# [EXTRACTED ENTRIES]
• • • • • • •

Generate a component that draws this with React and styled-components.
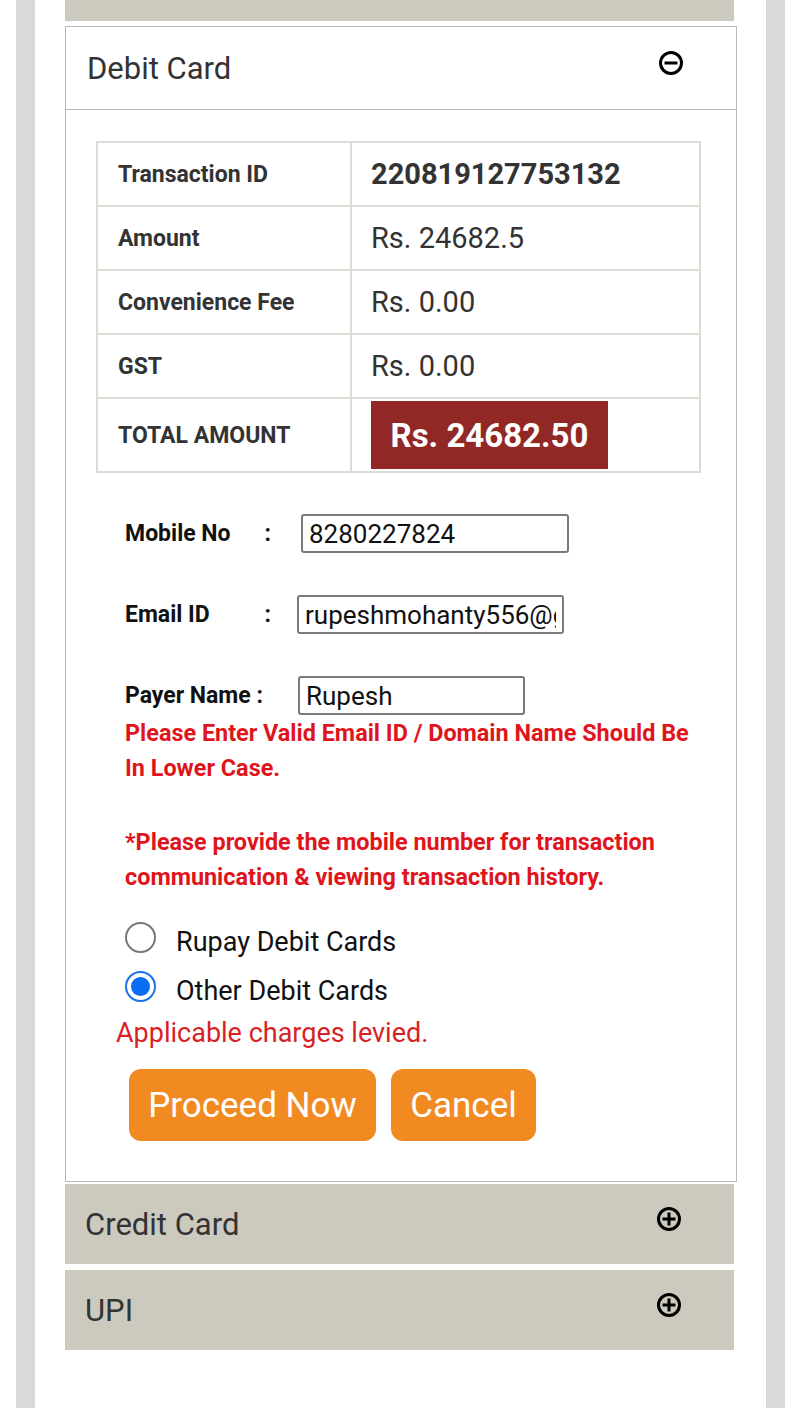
import React, { useState } from "react";
import styled, { createGlobalStyle } from "styled-components";

const GlobalStyle = createGlobalStyle`
  body {
    margin: 0;
    background: #fff;
    font-family: Roboto, "Liberation Sans", sans-serif;
  }
`;

const Page = styled.div`
  padding: 0 15px 0 16px;
`;

const Frame = styled.div`
  min-height: 1408px;
  border-left: 19px solid #d9d9d9;
  border-right: 19px solid #d9d9d9;
  padding-left: 30px;
`;

const Column = styled.div`
  width: 672px;
  display: flex;
  flex-direction: column;
`;

const Strip = styled.div`
  width: 669px;
  height: 21px;
  background: #cccabf;
  margin-bottom: 5px;
`;

const Panel = styled.div`
  border: 1px solid #b8b8b8;
  background: #fff;
`;

const Header = styled.div`
  display: flex;
  align-items: center;
  justify-content: space-between;
  box-sizing: border-box;
  height: ${(p) => (p.open ? "83px" : "80px")};
  width: ${(p) => (p.open ? "auto" : "669px")};
  padding: 0 52px 0 ${(p) => (p.open ? "21px" : "20px")};
  background: ${(p) => (p.open ? "#fff" : "#cccabf")};
  border-bottom: ${(p) => (p.open ? "1px solid #b8b8b8" : "none")};
  margin-top: ${(p) => p.gap || 0}px;
  font-size: 31px;
  color: #333;
  cursor: pointer;
`;

const HeaderIcon = styled.svg`
  width: 26px;
  height: 26px;
  margin-top: -11px;
`;

const Body = styled.div`
  padding: 31px 0 40px 30px;
`;

const Table = styled.table`
  width: 605px;
  border-collapse: collapse;
  border: 2px solid #dcdcd5;
  margin-bottom: 41px;
`;

const Row = styled.tr`
  height: ${(p) => (p.tall ? "74px" : "64px")};
`;

const Label = styled.td`
  width: 232px;
  padding: 0 0 0 20px;
  border: 2px solid #dcdcd5;
  font-size: 23px;
  font-weight: 700;
  color: #333;
`;

const Value = styled.td`
  padding: 0 0 0 19px;
  border: 2px solid #dcdcd5;
  font-size: 29px;
  font-weight: ${(p) => (p.bold ? 700 : 400)};
  color: #333;
`;

const TotalCell = styled.td`
  padding: 1px 0 1px 19px;
  border: 2px solid #dcdcd5;
`;

const TotalBox = styled.div`
  display: flex;
  align-items: center;
  justify-content: center;
  width: 237px;
  height: 68px;
  background: #922826;
  color: #fff;
  font-size: 33px;
  font-weight: 700;
`;

const Form = styled.div`
  padding-left: 29px;
  display: flex;
  flex-direction: column;
`;

const FieldRow = styled.div`
  display: flex;
  align-items: center;
  height: 39px;
  margin-bottom: ${(p) => p.mb || 0}px;
`;

const FieldLabel = styled.label`
  width: ${(p) => p.w}px;
  font-size: 23px;
  font-weight: 700;
  color: #111;
  display: flex;
  justify-content: space-between;
  padding-right: ${(p) => p.pr || 0}px;
  box-sizing: border-box;
`;

const TextInput = styled.input`
  box-sizing: border-box;
  width: ${(p) => p.w}px;
  height: 39px;
  border: 2px solid #7a7a7a;
  border-radius: 3px;
  padding: 0 6px;
  font-family: Roboto, "Liberation Sans", sans-serif;
  font-size: 26px;
  color: #111;
  outline: none;
`;

const ErrorText = styled.p`
  margin: ${(p) => p.mt || 0}px 0 0;
  font-size: 23.4px;
  font-weight: 700;
  line-height: 35px;
  color: #e0151c;
  white-space: nowrap;
`;

const RadioList = styled.div`
  margin-top: 29px;
  display: flex;
  flex-direction: column;
  gap: 19px;
`;

const RadioRow = styled.label`
  display: flex;
  align-items: center;
  height: 30px;
  font-size: 27px;
  color: #111;
  cursor: pointer;
`;

const RadioText = styled.span`
  margin-top: 6px;
`;

const RadioDot = styled.span`
  box-sizing: border-box;
  width: 31px;
  height: 31px;
  border-radius: 50%;
  border: 2px solid ${(p) => (p.checked ? "#1a73e8" : "#777")};
  display: flex;
  align-items: center;
  justify-content: center;
  margin-right: 20px;
  margin-top: -4px;
  &::after {
    content: "";
    width: 19px;
    height: 19px;
    border-radius: 50%;
    background: ${(p) => (p.checked ? "#0a6cf0" : "transparent")};
  }
`;

const Charges = styled.p`
  margin: 14px 0 0 -9px;
  font-size: 27px;
  line-height: 32px;
  color: #d81f26;
`;

const Buttons = styled.div`
  display: flex;
  gap: 15px;
  margin: 20px 0 0 4px;
`;

const Button = styled.button`
  height: 72px;
  padding: 0;
  width: ${(p) => p.w}px;
  border: none;
  border-radius: 12px;
  background: #f28a22;
  color: #fff;
  font-family: Roboto, "Liberation Sans", sans-serif;
  font-size: 35px;
  cursor: pointer;
`;

const CircleIcon = ({ plus }) => (
  <HeaderIcon viewBox="0 0 26 26">
    <circle cx="13" cy="13" r="10.5" fill="none" stroke="#000" strokeWidth="3" />
    <rect x="6.5" y="11.5" width="13" height="3" fill="#000" />
    {plus && <rect x="11.5" y="6.5" width="3" height="13" fill="#000" />}
  </HeaderIcon>
);

const rows = [
  { label: "Transaction ID", value: "220819127753132", bold: true },
  { label: "Amount", value: "Rs. 24682.5" },
  { label: "Convenience Fee", value: "Rs. 0.00" },
  { label: "GST", value: "Rs. 0.00" },
];

export default function App() {
  const [card, setCard] = useState("other");

  return (
    <Page>
      <GlobalStyle />
      <Frame>
        <Column>
          <Strip />
          <Panel>
            <Header open>
              Debit Card
              <CircleIcon />
            </Header>
            <Body>
              <Table>
                <tbody>
                  {rows.map((r) => (
                    <Row key={r.label}>
                      <Label>{r.label}</Label>
                      <Value bold={r.bold}>{r.value}</Value>
                    </Row>
                  ))}
                  <Row tall>
                    <Label>TOTAL AMOUNT</Label>
                    <TotalCell>
                      <TotalBox>Rs. 24682.50</TotalBox>
                    </TotalCell>
                  </Row>
                </tbody>
              </Table>
              <Form>
                <FieldRow mb={42}>
                  <FieldLabel w={176} pr={30}>
                    <span>Mobile No</span>
                    <span>:</span>
                  </FieldLabel>
                  <TextInput w={268} defaultValue="8280227824" />
                </FieldRow>
                <FieldRow mb={42}>
                  <FieldLabel w={172} pr={26}>
                    <span>Email ID</span>
                    <span>:</span>
                  </FieldLabel>
                  <TextInput w={267} defaultValue="rupeshmohanty556@gmail.com" />
                </FieldRow>
                <FieldRow>
                  <FieldLabel w={173}>
                    <span>Payer Name :</span>
                  </FieldLabel>
                  <TextInput w={227} defaultValue="Rupesh" />
                </FieldRow>
                <ErrorText mt={1}>
                  Please Enter Valid Email ID / Domain Name Should Be
                  <br />
                  In Lower Case.
                </ErrorText>
                <ErrorText mt={39}>
                  *Please provide the mobile number for transaction
                  <br />
                  communication &amp; viewing transaction history.
                </ErrorText>
                <RadioList>
                  <RadioRow onClick={() => setCard("rupay")}>
                    <RadioDot checked={card === "rupay"} />
                    <RadioText>Rupay Debit Cards</RadioText>
                  </RadioRow>
                  <RadioRow onClick={() => setCard("other")}>
                    <RadioDot checked={card === "other"} />
                    <RadioText>Other Debit Cards</RadioText>
                  </RadioRow>
                </RadioList>
                <Charges>Applicable charges levied.</Charges>
                <Buttons>
                  <Button w={247}>Proceed Now</Button>
                  <Button w={145}>Cancel</Button>
                </Buttons>
              </Form>
            </Body>
          </Panel>
          <Header gap={2}>
            Credit Card
            <CircleIcon plus />
          </Header>
          <Header gap={6}>
            UPI
            <CircleIcon plus />
          </Header>
        </Column>
      </Frame>
    </Page>
  );
}
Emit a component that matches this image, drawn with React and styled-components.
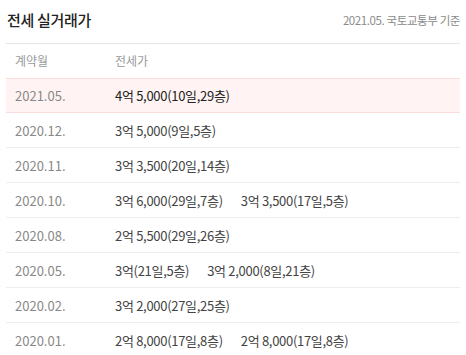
import styled, { createGlobalStyle } from 'styled-components';

const GlobalStyle = createGlobalStyle`
  body {
    margin: 0;
    background: #ffffff;
    font-family: 'Noto Sans CJK KR', 'Noto Sans', sans-serif;
  }
`;

const Panel = styled.section`
  width: 454px;
  padding: 0 6px;
`;

const TitleBar = styled.div`
  height: 44px;
  display: flex;
  align-items: center;
  justify-content: space-between;
  border-bottom: 1px solid #e6e6e6;
  box-sizing: border-box;
  padding: 0 0 4px 1px;
`;

const Title = styled.h2`
  margin: 0;
  font-size: 15px;
  font-weight: 500;
  color: #222222;
  letter-spacing: -0.3px;
`;

const Source = styled.span`
  font-size: 11.5px;
  color: #8a8a8a;
  letter-spacing: -0.4px;
`;

const Row = styled.div`
  display: grid;
  grid-template-columns: 100px 1fr;
  align-items: center;
  height: ${props => (props.head ? '34px' : '35px')};
  box-sizing: border-box;
  padding-left: 9px;
  font-size: 13px;
  background-color: ${props => (props.active ? '#fff4f3' : 'transparent')};
  border-bottom: 1px solid ${props => (props.active ? '#fbdcdc' : props.head ? 'transparent' : '#eeeeee')};
  border-top: ${props => (props.active ? '1px solid #fbdcdc' : 'none')};
`;

const HeadCell = styled.span`
  color: #9a9a9a;
  font-size: 12px;
`;

const DateCell = styled.span`
  color: #888888;
`;

const Prices = styled.div`
  display: flex;
  gap: 18px;
  color: ${props => (props.active ? '#222222' : '#444444')};
  letter-spacing: -0.3px;
`;

const deals = [
  { month: '2021.05.', prices: ['4억 5,000(10일,29층)'], active: true },
  { month: '2020.12.', prices: ['3억 5,000(9일,5층)'] },
  { month: '2020.11.', prices: ['3억 3,500(20일,14층)'] },
  { month: '2020.10.', prices: ['3억 6,000(29일,7층)', '3억 3,500(17일,5층)'] },
  { month: '2020.08.', prices: ['2억 5,500(29일,26층)'] },
  { month: '2020.05.', prices: ['3억(21일,5층)', '3억 2,000(8일,21층)'] },
  { month: '2020.02.', prices: ['3억 2,000(27일,25층)'] },
  { month: '2020.01.', prices: ['2억 8,000(17일,8층)', '2억 8,000(17일,8층)'] },
];

export default function App() {
  return (
    <>
      <GlobalStyle />
      <Panel>
        <TitleBar>
          <Title>전세 실거래가</Title>
          <Source>2021.05. 국토교통부 기준</Source>
        </TitleBar>
        <Row head>
          <HeadCell>계약월</HeadCell>
          <HeadCell>전세가</HeadCell>
        </Row>
        {deals.map(deal => (
          <Row key={deal.month} active={deal.active}>
            <DateCell>{deal.month}</DateCell>
            <Prices active={deal.active}>
              {deal.prices.map((p, i) => (
                <span key={i}>{p}</span>
              ))}
            </Prices>
          </Row>
        ))}
      </Panel>
    </>
  );
}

• • • • • • •

# [YOUR INSTRUCTIONS]
Return the lines of the records that include the string "React".

# [COMPLETED EXERCISE]
Generate a component that draws this with React and styled-components.
import React, { useState } from "react";
Emit a component that matches this image, drawn with React and styled-components.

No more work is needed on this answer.